The Party With Clean Energy for Hungary (TEMPO) has been trying for almost a year, since March, to access information relating to the activities of the TA, including the aforementioned reports. As the TA did not react, TEMPO launched a legal action. The presiding judge in the case, Mrs. Judit Nagy Novák, will in a few days hold the eighth hearing (a record in such a case), but it was only a few weeks ago that the defendant’s attorney turned up in court with the requisite authorization. Marianna Harczi initially denied through her lawyers that she was currently the legal representative of the foundation. She also denied that they had ever received the information request, despite a registered post receipt attesting to the fact that the request was accepted in the name of the Tulajdon Foundation. The dispute is currently over whether the person in question – a certain Szilvia R – had the right to accept the letter. The person in question would clarify the situation, but the foundation is not prepared to reveal where and when she could be contacted. The foundation’s legal representatives, Marianna Harczi and Norbert Csizmadia, have stayed well away from the trial – so far failing to appear at a single hearing.
Harczi and the foundation were initially represented by the lawyer István Vass, then, and currently, by the law office of András Imre. What the foundation is using to pay the lawyer’s fees is a mystery, given – as we saw – that the money ran out in 2014. An interesting coincidence that the TA’s lawyers have also been representing the Pallas Athena foundation since May or June 2016, with Vass receiving 100,000 forints (USD 350) a month from each of the six foundations, while the Imre Law Office charges 120 euros an hour for legal advice to five foundations. It is clearly just a coincidence that request reached the foundation in April at around the same time the Pallas foundation engaged the legal practice. And it seems Vass’s contract with the Pallas foundations ceased at around the time that Imre and company took over the representation of the Tulajdon Alapítvány.

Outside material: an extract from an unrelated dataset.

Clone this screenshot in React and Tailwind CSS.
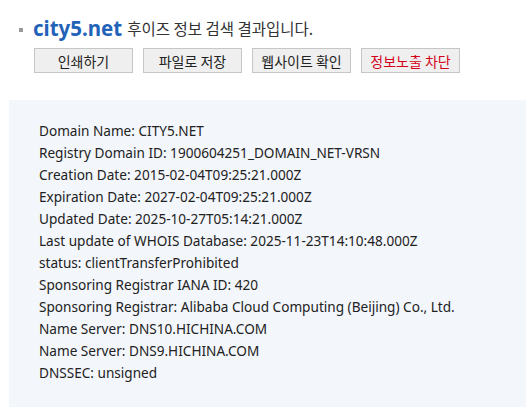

Meanwhile, in June, Harczi – via lawyers – initiated the winding up of the foundation by the courts, on the grounds that it had not engaged in any activity for years. The first hearing was held in December, when the presiding judge György Szilvás prepared for a quick and formal – as he put it, “23 second” – hearing, but the TEMPO Party halted the process with a request it be suspended pending the outcome of the other, ongoing court case. The fundamental question over which the judge must rule, is whether it is possible to wind up a foundation that is subject to a court case over the release of information in the public interest. When a foundation is wound up, a significant portion of its files become inaccessible. This fate awaits the Tulajdon Foundation’s documents, too – but of course we would not dare presume that it was precisely for this reason that the winding up of the foundation suddenly became so urgent. With the destruction of a large part of the files, it would finally become impossible to establish how this state foundation functioned during the two-and-a-half decades of its existence. And of course the information that could help us reconstruct the precise role the foundation played in the enrichment of the Matolcsy family would sink into darkness forever. It should not be this way.